Beauty can matter here too. Not because reflection must look a certain way, but because we often care for what feels precious. A well-made journal, a pen that glides, a page that holds your words with dignity - these are small things, yet they can deepen the sense that your inner life deserves attention. Stillnest Press was built around that belief: that the objects we write in can become companions to our becoming.
That said, ritual should support the practice, not replace it. A beautiful notebook cannot speak for you. The transformation, if it comes, lives in your willingness to sit with what is true.
When self reflection feels difficult
There will be seasons when journalling feels natural, and seasons when it feels impossible. If you are exhausted, grieving, overwhelmed, or numb, even a simple prompt can feel too large. On those days, make the practice smaller. Write three sentences. Answer with a single word. Copy out a line that feels like yours.

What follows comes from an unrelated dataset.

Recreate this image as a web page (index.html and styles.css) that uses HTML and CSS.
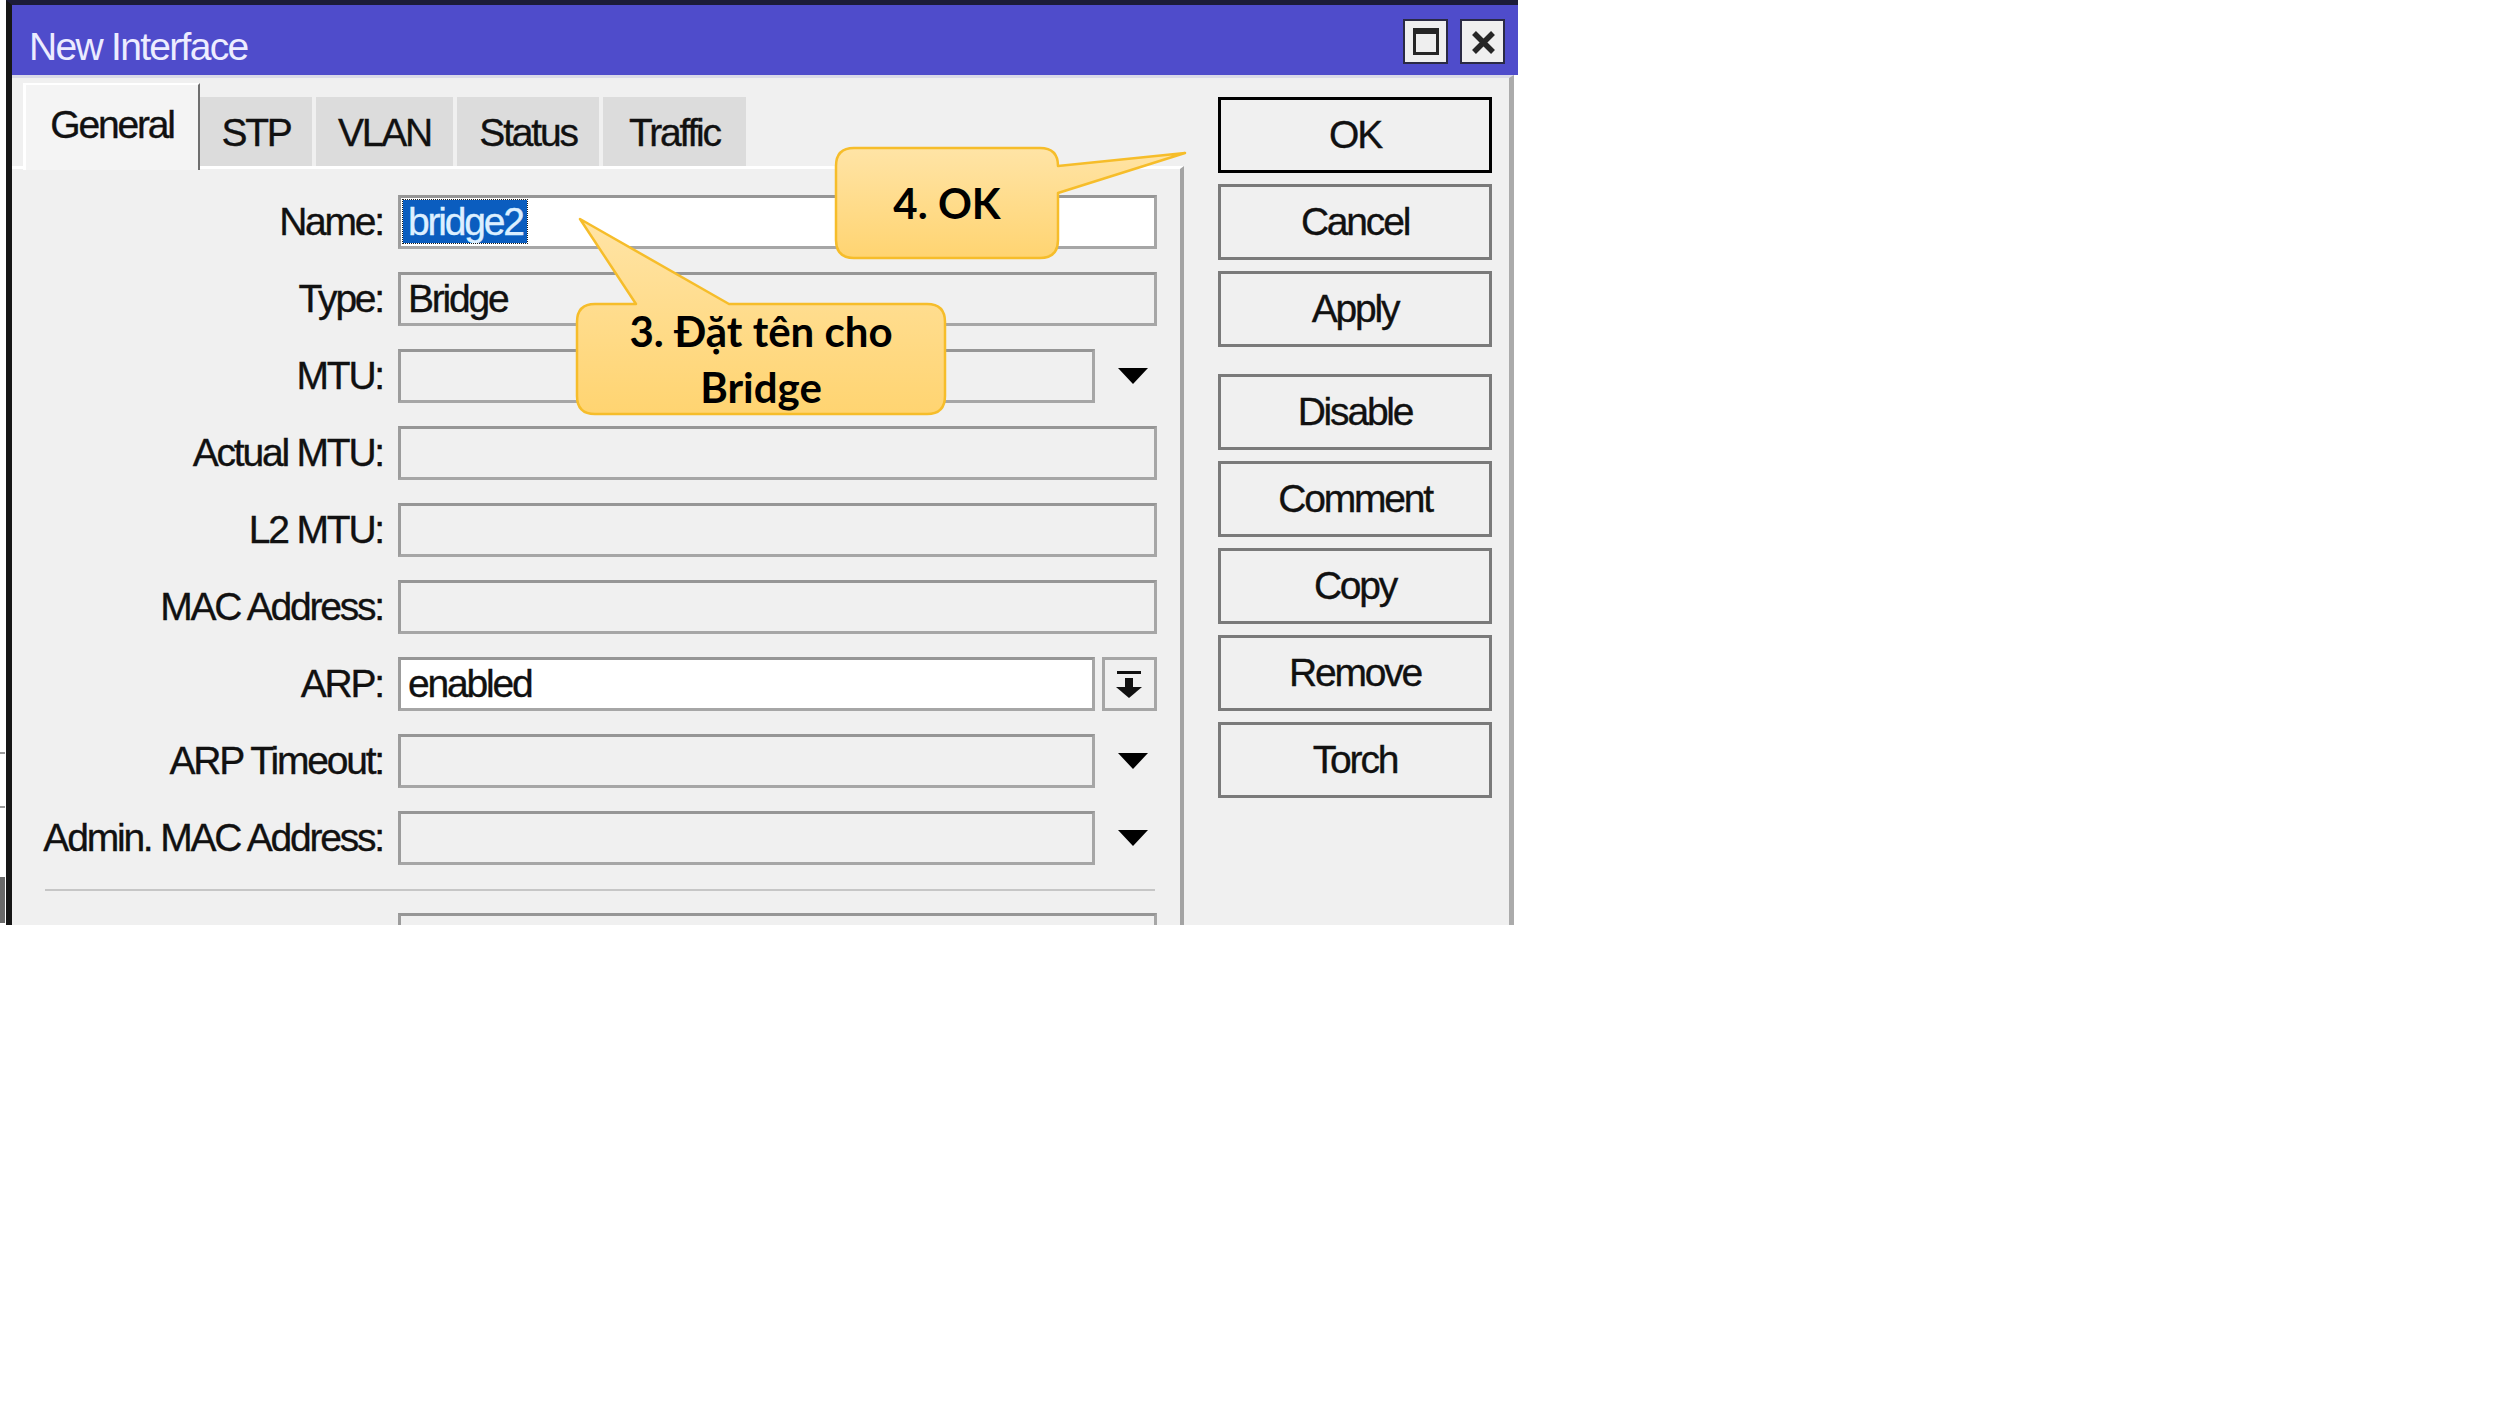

It also helps to remember that self-reflection is not always soothing. Sometimes clarity disrupts. Sometimes it asks you to admit that a relationship, habit, or version of yourself is no longer working. That discomfort can be productive, but only if you meet it at a pace you can bear.
If a prompt takes you somewhere tender, let gentleness be part of your method. You do not need to force an epiphany. You only need to stay close enough to yourself to hear what is quietly true.
A good prompt does not give you a new identity. It helps you recognise the one waiting beneath the noise. When you write with sincerity, even for ten minutes, the page becomes more than paper. It becomes a place to gather what has been scattered, honour what has been endured, and listen for what wants to begin again.